3. Eric’s second comment, that “more Japanese were probably killed by all the firebombing done across the nation than by the atomic bombs,” is true and it is one of the points that James Carroll makes in the column that N.starluna provides a link to. In just the last six months of the war, he tells us, the American firebombing of Japanese cities killed more than one million people. This fact, among others, Carroll writes, “had already made moot the ethical question about using the atomic bomb.” As is the case for my first point, the options we’re talking about and the events that surrounded them were so horrific that it reminds me of a line of dialogue from one of my favorite films, “Apocalypse Now”: “…charging a man with murder in this place was like handing out speeding tickets in the Indy 500.”

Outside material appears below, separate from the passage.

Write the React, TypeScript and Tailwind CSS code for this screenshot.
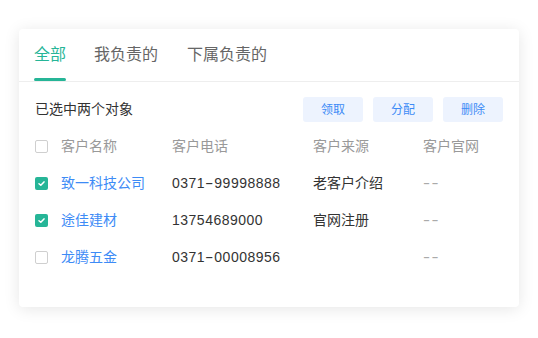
import React from "react";

function Check({ checked }: { checked: boolean }) {
  if (checked) {
    return (
      <span className="flex h-[13px] w-[13px] items-center justify-center rounded-[2px] bg-[#26b597]">
        <svg width="9" height="9" viewBox="0 0 9 9" fill="none">
          <path d="M2 4.7 L3.8 6.3 L7 2.9" stroke="white" strokeWidth="1.5" strokeLinecap="round" strokeLinejoin="round" />
        </svg>
      </span>
    );
  }
  return <span className="block h-[13px] w-[13px] rounded-[2px] border border-[#cfcfcf] bg-white" />;
}

function Phone({ value }: { value: string }) {
  const parts = value.split("-");
  if (parts.length === 1) return <>{value}</>;
  return (
    <>
      {parts[0]}
      <span className="mx-[2px] inline-block scale-x-[1.8]">-</span>
      {parts[1]}
    </>
  );
}

const rows = [
  { checked: true, name: "致一科技公司", phone: "0371-99998888", source: "老客户介绍", site: "--" },
  { checked: true, name: "途佳建材", phone: "13754689000", source: "官网注册", site: "--" },
  { checked: false, name: "龙腾五金", phone: "0371-00008956", source: "", site: "--" },
];

export default function App() {
  return (
    <div
      className="h-[338px] w-[538px] bg-white pl-[19px] pt-[29px]"
      style={{ fontFamily: '"Liberation Sans", "Noto Sans CJK SC", sans-serif' }}
    >
      <div className="h-[278px] w-[500px] rounded-[4px] bg-white shadow-[0_2px_16px_rgba(0,0,0,0.10)]">
        <div className="flex h-[53px] items-stretch border-b border-[#eeeeee] px-[15px]">
          <div className="relative mr-[28px] flex items-center text-[16px] text-[#26b597]">
            全部
            <span className="absolute bottom-0 left-0 h-[3px] w-[32px] rounded-full bg-[#26b597]" />
          </div>
          <div className="mr-[29px] flex items-center text-[16px] text-[#666666]">我负责的</div>
          <div className="flex items-center text-[16px] text-[#666666]">下属负责的</div>
        </div>
        <div className="flex items-center justify-between pl-[16px] pr-[16px] pt-[15px]">
          <span className="text-[14px] text-[#333333]">已选中两个对象</span>
          <div className="flex gap-[10px]">
            {["领取", "分配", "删除"].map((t) => (
              <button
                key={t}
                className="flex h-[25px] w-[60px] items-center justify-center rounded-[3px] bg-[#edf3fe] text-[12px] text-[#3d8bf6]"
              >
                {t}
              </button>
            ))}
          </div>
        </div>
        <div className="mt-[6px] pl-[16px] text-[14px]">
          <div className="flex h-[37px] items-center text-[#999999]">
            <div className="w-[26px]">
              <Check checked={false} />
            </div>
            <div className="w-[111px]">客户名称</div>
            <div className="w-[141px]">客户电话</div>
            <div className="w-[110px]">客户来源</div>
            <div>客户官网</div>
          </div>
          {rows.map((r) => (
            <div key={r.name} className="flex h-[37px] items-center">
              <div className="w-[26px]">
                <Check checked={r.checked} />
              </div>
              <div className="w-[111px] text-[#3d8bf6]">{r.name}</div>
              <div className="w-[141px] tracking-[0.5px] text-[#333333]">
                <Phone value={r.phone} />
              </div>
              <div className="w-[110px] text-[#333333]">{r.source}</div>
              <div className="inline-block origin-left scale-x-[1.5] tracking-[1px] text-[#aaaaaa]">{r.site}</div>
            </div>
          ))}
        </div>
      </div>
    </div>
  );
}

4. As Carroll points out, we have the ability to see historical events in the context of decisions, actions and events that came afterwards. The US developed the bomb because we feared that the Germans were developing one; we used it on Japan to end the war – and probably as much to intimidate the Soviets; the Soviet Union developed the bomb and the two countries engaged in an arms race that defined the end of the 20th century and its numerous proxy wars; eventually other countries acquired nuclear capabilities, pointing weapons at each other and destabilizing the world; advances in technologies and breakdowns in governments make it more and more likely that a non-state entity (al-Qaida, for example) can get nuclear material and could use it to kill a large number of people. This seems to me to be the way everything works: once something is created, developed or released (AIDS, the Internet, CO2) it has a life of its own and there is virtually no way to know what direction and form it will take – and no way to get it back under control.